Project impact reports ignore effect on health A NON-GOVERNMENTAL report on the state of India's health has expressed concern that environment impact assessments of development programmes almost always ignore their effect on people's health.

"What is important is that infrastructural projects that are sanctioned -- even after impact assessment -- might even be increasing morbidity (illness) or mortality, rather than reducing it," says the report prepared by the Voluntary Health Association of India (VHAI). The social environment should provide minimal conditions conducive to people's health and productivity, so that the destructive practices of resource use could be minimised.

The comprehensive report covers a wide spectrum of issues related to the changing health patterns among Indians. According to Alok Mukhopadhyay, VHAI executive director and editor of the report, there is a need for a "new paradigm of health care far removed from the current bio-medical model and closer to a socio- political and spiritual model." Health care, he added, has become a commodity to be bought and sold in the market.
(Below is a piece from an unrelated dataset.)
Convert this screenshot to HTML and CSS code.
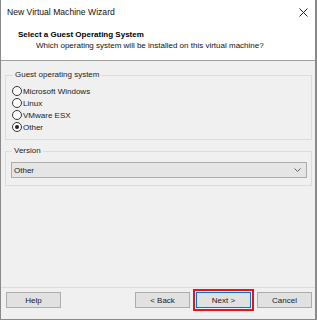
FILE: index.html
```html
<!DOCTYPE html>
<html lang="en">
<head>
    <meta charset="UTF-8">
    <title>New Virtual Machine Wizard</title>
    <link rel="stylesheet" href="styles.css">
</head>
<body>

    <div class="window">
        <div class="titlebar">
            <span class="title">New Virtual Machine Wizard</span>
            <svg class="close" width="9" height="9" viewBox="0 0 9 9">
                <path d="M0.5 0.5 L8.5 8.5 M8.5 0.5 L0.5 8.5" stroke="#222" stroke-width="1"/>
            </svg>
        </div>

        <div class="header">
            <h1>Select a Guest Operating System</h1>
            <p>Which operating system will be installed on this virtual machine?</p>
        </div>

        <div class="content">
            <fieldset class="group">
                <legend>Guest operating system</legend>
                <label class="option"><span class="radio"></span>Microsoft Windows</label>
                <label class="option"><span class="radio"></span>Linux</label>
                <label class="option"><span class="radio"></span>VMware ESX</label>
                <label class="option"><span class="radio checked"></span>Other</label>
            </fieldset>

            <fieldset class="group version">
                <legend>Version</legend>
                <div class="select">
                    <span>Other</span>
                    <svg width="7" height="4" viewBox="0 0 7 4">
                        <path d="M0.5 0.5 L3.5 3.5 L6.5 0.5" fill="none" stroke="#606060" stroke-width="1"/>
                    </svg>
                </div>
            </fieldset>
        </div>

        <div class="footer">
            <button class="btn">Help</button>
            <span class="spacer"></span>
            <button class="btn">&lt; Back</button>
            <button class="btn btn-default">Next &gt;</button>
            <button class="btn">Cancel</button>
        </div>
    </div>

</body>
</html>
```

FILE: styles.css
```css
body {
    margin: 0;
    font-family: "Liberation Sans", Arial, sans-serif;
    font-size: 8px;
    color: #1a1a1a;
    background: #f0f0f0;
}
.window {
    width: 317px;
    height: 320px;
    box-sizing: border-box;
    border-left: 1px solid #8a8a8a;
    border-right: 2px solid #8a8a8a;
    border-bottom: 1px solid #8a8a8a;
    display: flex;
    flex-direction: column;
    overflow: hidden;
}
.titlebar {
    height: 24px;
    background: #fff;
    display: flex;
    align-items: center;
    justify-content: space-between;
    padding: 0 6px 0 6px;
}
.title {
    font-size: 8.6px;
    color: #111;
}
.close {
    margin-right: 1px;
}
.header {
    height: 37px;
    box-sizing: border-box;
    background: #fff;
    border-bottom: 1px solid #a0a0a0;
    padding: 5px 0 0 17px;
}
.header h1 {
    margin: 0;
    font-size: 8px;
    line-height: 11px;
    font-weight: bold;
    color: #000;
}
.header p {
    margin: 0;
    padding-left: 18px;
    line-height: 11px;
    font-size: 8px;
    color: #111;
}
.content {
    flex: 1;
    padding: 9px 3px 0 4px;
}
.group {
    margin: 0;
    border: 1px solid #dcdcdc;
    padding: 5px 0 6px 6px;
}
.group legend {
    padding: 0 2px;
    margin-left: 1px;
    line-height: 10px;
    color: #222;
}
.version {
    margin-top: 6px;
    padding: 6px 4px 7px 5px;
}
.option {
    display: flex;
    align-items: center;
    height: 12px;
    gap: 1px;
}
.radio {
    width: 10px;
    height: 10px;
    box-sizing: border-box;
    border: 1px solid #333;
    border-radius: 50%;
    background: #fff;
    display: flex;
    align-items: center;
    justify-content: center;
}
.radio.checked::after {
    content: "";
    width: 4px;
    height: 4px;
    border-radius: 50%;
    background: #222;
}
.select {
    height: 16px;
    box-sizing: border-box;
    border: 1px solid #adadad;
    background: #e5e5e5;
    display: flex;
    align-items: center;
    justify-content: space-between;
    padding: 0 5px 0 2px;
}
.footer {
    border-top: 1px solid #dcdcdc;
    height: 27px;
    display: flex;
    align-items: flex-start;
    padding: 4px 3px 0 5px;
    gap: 6px;
}
.spacer {
    flex: 1;
}
.btn {
    width: 55px;
    height: 16px;
    margin: 0;
    padding: 0;
    border: 1px solid #adadad;
    background: #e1e1e1;
    font-family: inherit;
    font-size: 8px;
    color: #1a1a1a;
}
.btn-default {
    border-color: #0078d7;
    box-shadow: inset 0 0 0 1px #cfe3f7;
    outline: 2px solid #e8141c;
    outline-offset: 1px;
}
```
Referring to the doctor-population ratio of 1:40 (250:10,000) and to the growth of health-destroying industries such as tobacco (US$ 35 billion), pesticides (US$ 14 billion), infant formulae (US$ 2.5 billion) and irrational and overpriced pharmaceuticals (US$ 100 billion) in the United States, Mukhopadhyay asks: "Is this the 'healthy' society that the rest of the world should emulate? Even this state of health is achieved by consuming the bulk of the world's natural resources. In short, the process of making the rest of the world as healthy as USA, will cause terminal illness for the earth as a whole."